Virtually the whole series was perfectly cast to a terrifying degree: Tobey Maguire as a milky, awkward nerd struggling to learn responsibility, Kirsten Dunst was an awakening for anyone going through puberty, both Willem Dafoe and Alfred Molina delivered villains with pathos and emotional gravity, and Cliff Robertson and Rosemary Harris became father and mother figures for a whole generation.

But there’s one casting decision that was so pitch perfect it was almost disturbing: Oscar-winner J.K. Simmons as newspaperman J. Jonah Jameson.

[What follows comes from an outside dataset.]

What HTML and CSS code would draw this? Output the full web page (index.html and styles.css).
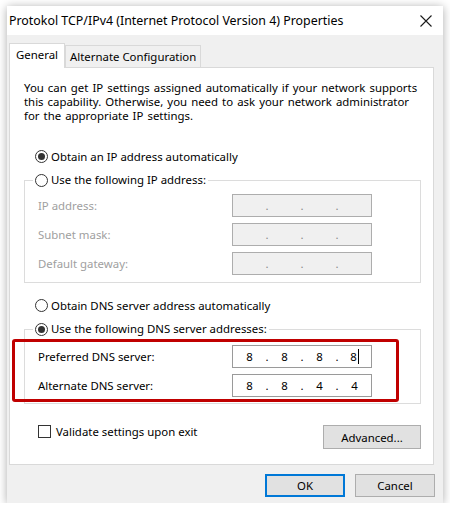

There’s a lot to J. Jonah Jameson that, ahem, kids today (“How do you do…”) may find foreign. Though Jameson first debuted in 1963, he’s more or less frozen in his archetype of a disgruntled 1940s newspaper publisher who spoke truth to power, cigar in his mouth mixed with the smell of black coffee.

His species have all but vanished. In place of Jameson are millennial editors with tote bags who staff websites based in Brooklyn and SoHo.

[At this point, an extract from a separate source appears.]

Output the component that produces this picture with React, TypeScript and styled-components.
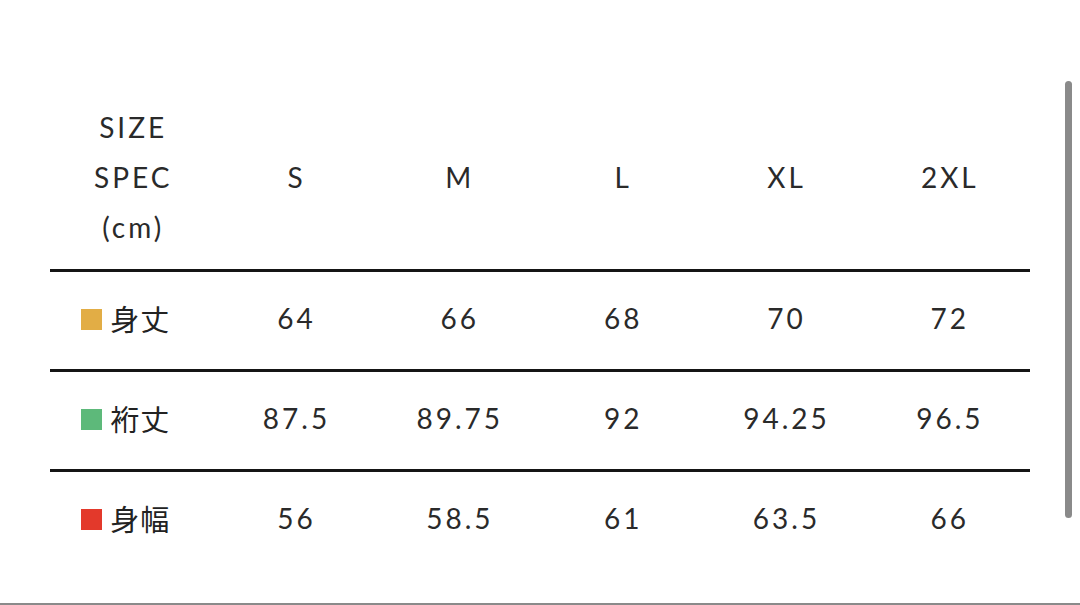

In 2002, less than a year after Americans were rocked by 9/11, Sam Raimi’s Spider-Man hit theaters. “What do I think of Spider-Man? He’s a criminal, that’s who he is!” boasted J. Jonah Jameson, as played by J.K. Simmons, laugh-wheezing Jameson to life with the additional manic of a 24/7 cable news producer. He’s the only character in superhero movie history who can make a quip about “Julia Roberts in a thong” and it isn’t that weird.

"If he doesn't want to be famous, I'll make him infamous!" J.K. Simmons as J. Jonah Jameson in 2002's 'Spider-Man.'

Sony Pictures

Within two minutes of character’s introduction, the following exchange takes place:

HAPLESS EMPLOYEE: “Mister Jameson, there’s a page six problem.”
J. JONAH JAMESON: “We have a page one problem. Shut up.”

You can’t get any better than that. As critic Bob Chipman said in a 2015 retrospective, “There has never been, nor will there ever likely again be a more frighteningly exact translation of any comic book character as J.K. Simmons as J. Jonah Jameson.”

Since Spider-Man’s inclusion into the Marvel Cinematic Universe, Marvel Studios has taken great care to ensure that Tom Holland’s youthful Spider-Man be a different beast than any previous incarnation. It makes sense: Without Tobey Maguire to reprise the role, it would be pointless to let Spidey be yet another young-ish adult pining for a fair, redheaded Mary Jane.

Change is good. Reinterpretation is good. But there’s also something to be said about keeping with whatever works, for however long it can. For those who might be lost on why Spider-Man: Far From Home goes the way it does, they might want to see how J.K. Simmons first brought the infamous J. Jonah Jameson into the 21st century.

Spider-Man: Far From Home swings into theaters on July 2.